To neutralise something means to nullify or cancel its properties. In chemical terms, this means to remove either the acidic or basic properties of a substance rendering it neutral, i.e. not acidic or basic.
Syllabus reference R3.1.7Reactivity 3.1.7 - Acids react with bases in neutralization reactions.
- Formulate equations for the reactions between acids and metal oxides, metal hydroxides, hydrogencarbonates and carbonates.
Guidance
- Identify the parent acid and base of different salts.
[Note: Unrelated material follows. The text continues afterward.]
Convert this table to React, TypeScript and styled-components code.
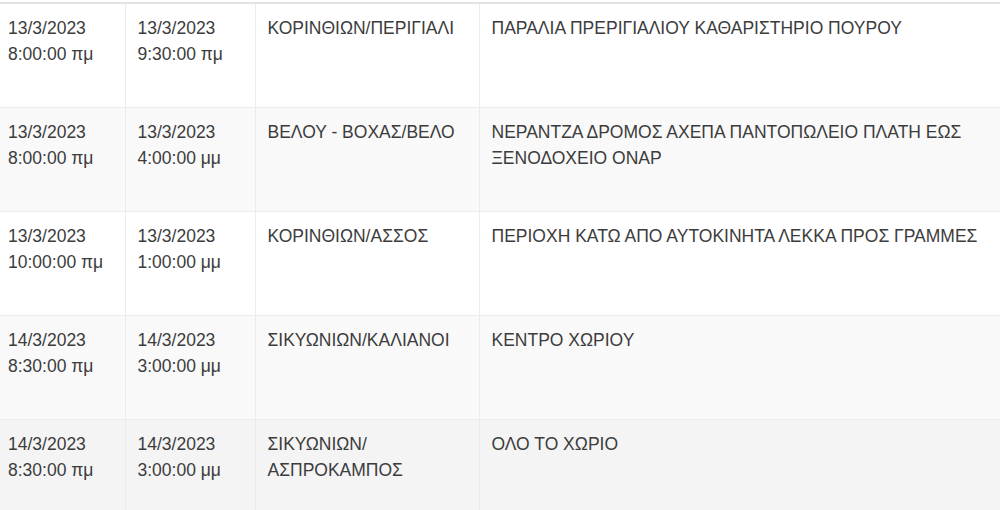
import styled, { createGlobalStyle } from 'styled-components';

interface Outage {
  from: [string, string];
  to: [string, string];
  area: string[];
  place: string;
}

const outages: Outage[] = [
  {
    from: ['13/3/2023', '8:00:00 πμ'],
    to: ['13/3/2023', '9:30:00 πμ'],
    area: ['ΚΟΡΙΝΘΙΩΝ/ΠΕΡΙΓΙΑΛΙ'],
    place: 'ΠΑΡΑΛΙΑ ΠΡΕΡΙΓΙΑΛΙΟΥ ΚΑΘΑΡΙΣΤΗΡΙΟ ΠΟΥΡΟΥ',
  },
  {
    from: ['13/3/2023', '8:00:00 πμ'],
    to: ['13/3/2023', '4:00:00 μμ'],
    area: ['ΒΕΛΟΥ - ΒΟΧΑΣ/ΒΕΛΟ'],
    place: 'ΝΕΡΑΝΤΖΑ ΔΡΟΜΟΣ ΑΧΕΠΑ ΠΑΝΤΟΠΩΛΕΙΟ ΠΛΑΤΗ ΕΩΣ ΞΕΝΟΔΟΧΕΙΟ ΟΝΑΡ',
  },
  {
    from: ['13/3/2023', '10:00:00 πμ'],
    to: ['13/3/2023', '1:00:00 μμ'],
    area: ['ΚΟΡΙΝΘΙΩΝ/ΑΣΣΟΣ'],
    place: 'ΠΕΡΙΟΧΗ ΚΑΤΩ ΑΠΟ ΑΥΤΟΚΙΝΗΤΑ ΛΕΚΚΑ ΠΡΟΣ ΓΡΑΜΜΕΣ',
  },
  {
    from: ['14/3/2023', '8:30:00 πμ'],
    to: ['14/3/2023', '3:00:00 μμ'],
    area: ['ΣΙΚΥΩΝΙΩΝ/ΚΑΛΙΑΝΟΙ'],
    place: 'ΚΕΝΤΡΟ ΧΩΡΙΟΥ',
  },
  {
    from: ['14/3/2023', '8:30:00 πμ'],
    to: ['14/3/2023', '3:00:00 μμ'],
    area: ['ΣΙΚΥΩΝΙΩΝ/', 'ΑΣΠΡΟΚΑΜΠΟΣ'],
    place: 'ΟΛΟ ΤΟ ΧΩΡΙΟ',
  },
];

const GlobalStyle = createGlobalStyle`
  body {
    margin: 0;
    background: #fff;
    font-family: 'Liberation Sans', Arial, sans-serif;
  }
`;

const Lines = ({ lines }: { lines: string[] }) => (
  <>
    {lines.map((line, i) => (
      <Line key={i}>{line}</Line>
    ))}
  </>
);

export default function App() {
  return (
    <>
      <GlobalStyle />
      <Wrapper>
        <Table>
          <colgroup>
            <col style={{ width: 125 }} />
            <col style={{ width: 130 }} />
            <col style={{ width: 224 }} />
            <col />
          </colgroup>
          <tbody>
            {outages.map((row, i) => (
              <Row key={i} $striped={i % 2 === 1} $hover={i === 4}>
                <Cell $first>
                  <Lines lines={row.from} />
                </Cell>
                <Cell>
                  <Lines lines={row.to} />
                </Cell>
                <Cell>
                  <Lines lines={row.area} />
                </Cell>
                <Cell>{row.place}</Cell>
              </Row>
            ))}
          </tbody>
        </Table>
      </Wrapper>
    </>
  );
}

const Wrapper = styled.div`
  width: 1000px;
  height: 510px;
  overflow: hidden;
  padding-top: 2px;
  box-sizing: border-box;
`;

const Table = styled.table`
  width: 1000px;
  table-layout: fixed;
  border-collapse: collapse;
  border-top: 2px solid #e4e4e4;
`;

const Row = styled.tr<{ $striped: boolean; $hover: boolean }>`
  background: ${({ $striped, $hover }) => ($hover ? '#f4f4f4' : $striped ? '#f9f9f9' : '#fff')};
`;

const Cell = styled.td<{ $first?: boolean }>`
  vertical-align: top;
  padding: 11px 12px 40px ${({ $first }) => ($first ? '8px' : '12px')};
  border-top: 1px solid #ececec;
  border-left: ${({ $first }) => ($first ? 'none' : '1px solid #ececec')};
  font-size: 17.5px;
  line-height: 26px;
  color: #3c3c3c;
  box-sizing: border-box;
  overflow-wrap: break-word;
`;

const Line = styled.div`
  white-space: nowrap;
`;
- Bases should include ammonia, amines, soluble carbonates and hydrogencarbonates; acids should include organic acids.
Tools and links
- Tool 1, Structure 1.1 - How can the salts formed in neutralization reactions be separated?
- Reactivity 1.1 - Neutralization reactions are exothermic. How can this be explained in terms of bond enthalpies?
- Reactivity 3.2 - How could we classify the reaction that occurs when hydrogen gas is released from the reaction between an acid and a metal?
Neutralisation
Acids react with bases in neutralisation reactions. These are fast, stoichiometric reactions. Bases are the chemical opposites of acids. This means that they contain ions that can neutralise (react with and cancel out) the H+ ions of the acids.
H+ + OH- → H2O
The following types of compounds are classified as bases:
Neutralisation reactions
Below is a list of neutralisation reactions showing the behaviour of acids with different types of bases. Notice that water is always produced in neutralisation.
| sulfuric acid | + | magnesium oxide | → | magnesium sulfate | + | water | ||
| H2SO4 | MgO | MgSO4 | H2O | |||||
| hydrochloric acid | + | calcium oxide | → | calcium chloride | + | water | ||
| 2HCl | CaO | CaCl2 | H2O | |||||
| sulfuric acid | + | sodium hydroxide | → | sodium sulfate | + | water | ||
| H2SO4 | 2NaOH | Na2SO4 | 2H2O | |||||
| hydrochloric acid | + | calcium hydroxide | → | calcium chloride | + | water | ||
| 2HCl | Ca(OH)2 | CaCl2 | 2H2O | |||||
| sulfuric acid | + | zinc carbonate | → | zinc sulfate | + | water | + | carbon dioxide |
| H2SO4 | ZnCO3 | ZnSO4 | H2O | CO2 | ||||
| hydrochloric acid | + | potassium carbonate | → | potassium chloride | + | water | + | carbon dioxide |
| 2HCl | K2CO3 | 2KCl | H2O | CO2 | ||||
| hydrochloric acid | + | sodium hydrogen carbonate | → | sodium chloride | + | water | + | carbon dioxide |
| HCl | NaHCO3 | NaCl | H2O | CO2 |
Note: sulfuric acid always makes salts called sulfates, hydrochloric acid always makes salts called chlorides ( nitric acid makes nitrates, ethanoic acid makes ethanoates - etc.)
Reaction with metals
The reaction of metals with acids is often called neutralisation, as the acid gets used up. However, it is nothing of the sort; it is a redox reaction (reduction oxidation). The metal loses its outer electrons and the hydrogen ions from the acid gain electrons to become hydrogen gas. The overall result is a transfer of electrons from the metal to the hydrogen.
M(s) + 2H+(aq) → M2+(aq) + H2(g)
This reaction can only take place if the metal is higher in the reactivity series than hydrogen. In other words, the reaction does not proceed with metals less reactive than lead, such as copper and silver.
Example: The reaction of magnesium with dilute hydrochloric acid:
Mg + 2HCl → MgCl2 + H2
Metals high in the series react very violently with acids and this reaction must not be performed.
Care must be taken with nitric acid, as it does not behave like a typical acid in its reactions with metals. Nitric acid is a strong oxidising agent and preferentially gets reduced to oxides of nitrogen. It is able to react in this way with most metals, it does not depend on any reactivity series.
Example: The reaction of copper with dilute nitric acid:
3Cu + 8HNO3 → 3Cu(NO3)2 + 2NO + 4H2O
It is easier for the metal to reduce the nitrogen atom than to reduce the hydrogen atom in nitric acid. Some metals, such as iron, become 'passive' when treated with nitric acid. This means that there is an initial reaction which soon ceases as the surface of the metal develops an impervious layer.
Finally, magnesium can cause nitric acid to behave as a normal acid (cf: behaviour of nitric acid with most metals). If the acid is very dilute, hydrogen is evolved.